We always expect your earliest guest arrival to be 30 minutes before your printed invitation time. That means you will need to be at your venue, and (traditionally) the bride(s) hidden away. So if you are doing a first look, you’ll want to count back 90 minutes from earliest guest arrival.
This is where you want to be super organized because I have seen family photos be the most stressful part of many couple’s wedding days! First off, I recommend taking extended family photos post-ceremony, because even if you are doing a first look, you probably don’t want AALLL your aunts, uncles and little kids running around that early. Make a shot list outlining each combination of family members you want photos of, and assign a family wrangler (your coordinator and photographer don’t know who Aunt Linda is) to help organize this piece. Consider that large family photos take an average of 2 minutes per combination- this can really add up!

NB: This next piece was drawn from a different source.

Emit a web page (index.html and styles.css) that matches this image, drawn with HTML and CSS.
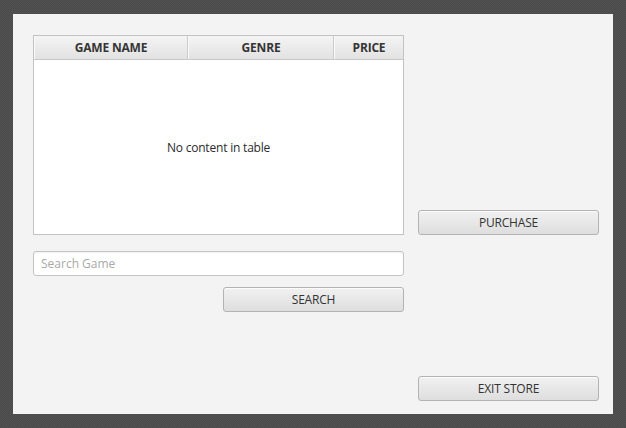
FILE: index.html
```html
<!DOCTYPE html>
<html>
<head>
<meta charset="utf-8">
<link rel="stylesheet" href="styles.css">
</head>
<body>
<div class="window">
  <div class="left">
    <div class="table">
      <div class="thead">
        <div class="th c1">GAME NAME</div>
        <div class="th c2">GENRE</div>
        <div class="th c3">PRICE</div>
      </div>
      <div class="tbody">No content in table</div>
    </div>
    <input class="search" type="text" placeholder="Search Game">
    <div class="search-row">
      <button class="btn btn-search">SEARCH</button>
    </div>
  </div>
  <div class="right">
    <button class="btn btn-purchase">PURCHASE</button>
    <button class="btn btn-exit">EXIT STORE</button>
  </div>
</div>
</body>
</html>
```
FILE: styles.css
```css
html, body {
  margin: 0;
  padding: 0;
}
body {
  width: 626px;
  height: 428px;
  background-color: #535353;
  background-image:
    linear-gradient(45deg, #494949 25%, transparent 25%, transparent 75%, #494949 75%),
    linear-gradient(45deg, #494949 25%, transparent 25%, transparent 75%, #494949 75%);
  background-size: 2px 2px;
  background-position: 0 0, 1px 1px;
  font-family: "Open Sans", "Noto Sans", "Liberation Sans", sans-serif;
  font-size: 12px;
  color: #333;
  padding-top: 14px;
  padding-left: 13px;
  box-sizing: border-box;
}
.window {
  width: 600px;
  height: 400px;
  background: #f3f3f3;
  box-sizing: border-box;
  padding: 21px 14px 13px 20px;
  display: flex;
  gap: 14px;
}
.left {
  width: 371px;
  display: flex;
  flex-direction: column;
}
.table {
  height: 200px;
  box-sizing: border-box;
  border: 1px solid #c2c2c2;
  background: #fff;
  display: flex;
  flex-direction: column;
}
.thead {
  display: flex;
  height: 24px;
  box-sizing: border-box;
  border-bottom: 1px solid #c8c8c8;
}
.th {
  box-sizing: border-box;
  background: linear-gradient(#f4f4f4, #e2e2e2);
  border-right: 1px solid #cbcbcb;
  border-left: 1px solid #fafafa;
  display: flex;
  align-items: center;
  justify-content: center;
  font-weight: bold;
  font-size: 12px;
  color: #353535;
  letter-spacing: -0.2px;
}
.c1 { width: 154px; }
.c2 { width: 146px; }
.c3 { flex: 1; border-right: none; }
.tbody {
  flex: 1;
  display: flex;
  align-items: center;
  justify-content: center;
  font-size: 12px;
  color: #2b2b2b;
  letter-spacing: -0.2px;
  padding-top: 1px;
}
.search {
  margin: 16px 0 0 0;
  height: 25px;
  width: 371px;
  box-sizing: border-box;
  border: 1px solid #c4c4c4;
  border-radius: 3px;
  background: #fff;
  padding: 0 7px;
  font-family: inherit;
  font-size: 12px;
  color: #333;
  box-shadow: inset 0 1px 2px rgba(0,0,0,0.06);
  outline: none;
}
.search::placeholder {
  color: #a9a9a9;
}
.search-row {
  display: flex;
  justify-content: flex-end;
  margin-top: 11px;
}
.btn {
  width: 181px;
  height: 25px;
  box-sizing: border-box;
  border: 1px solid #b3b3b3;
  border-radius: 3px;
  background: linear-gradient(#f1f1f1, #dedede);
  box-shadow: inset 0 1px 0 #fbfbfb;
  font-family: inherit;
  font-size: 12px;
  color: #333;
  padding: 0;
  letter-spacing: -0.2px;
  display: flex;
  align-items: center;
  justify-content: center;
}
.right {
  width: 181px;
  display: flex;
  flex-direction: column;
}
.btn-purchase {
  margin-top: 175px;
}
.btn-exit {
  margin-top: auto;
}
```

If you are putting some effort into decor, DIY or details at your wedding, you will want to let your photographer know, and build in some time in the day for them to capture these items. Maybe you spent a lot of time or money on signage, maybe your ceremony florals are super important to you, or maybe your mom made 200 tiny jars of homemade jam. Give your photographer a heads up on these items because they might miss something! Also, if you want a big, sweeping shot of your reception area before guests enter- you will definitely need to build in time at the end of your cocktail hour for them to get those shots!
Don’t forget about sunset
I always like to build in about 10 minutes right at sunset for your photographer to steal you and your partner away from the party to capture those romantic, glowy shots. It’s called “magic hour” in the wedding industry for a reason! Depending on your location and photographer, you may also want to schedule in a short late-night photo session! This might be a peaceful, fun moment just for the two of you during a crazy day…or you may want to skip these all together so you can have an extra margarita and eat your food and hang with your friends. UP TO YOU!
More than likely you don’t need your photographer there til the very end of the party. People get drunk, sweaty, and all of the dancing photos start to look the same. Most wedding photography packages are a set number of hours- 6, 8, 10 – so you will want to figure out when they are arriving and do the math from there on when they will leave. Typically, I think an hour after dancing begins is a good time for them to leave, but you will also want to consider if you are doing a late night snack or a grand exit that you want them to capture. Consider their end time when you are scheduling your dessert, bouquet toss, money dance or any other important reception activities you want pro photos of!
OK! That was a shit ton of information but it’s so important to consider if you are still shopping for a photographer (how many hours to do I need these people for anyway?!) or close to your day and finalizing your timeline. Bottom line, talk to your photographer! They should be willing to go through all of this with you and give you advice.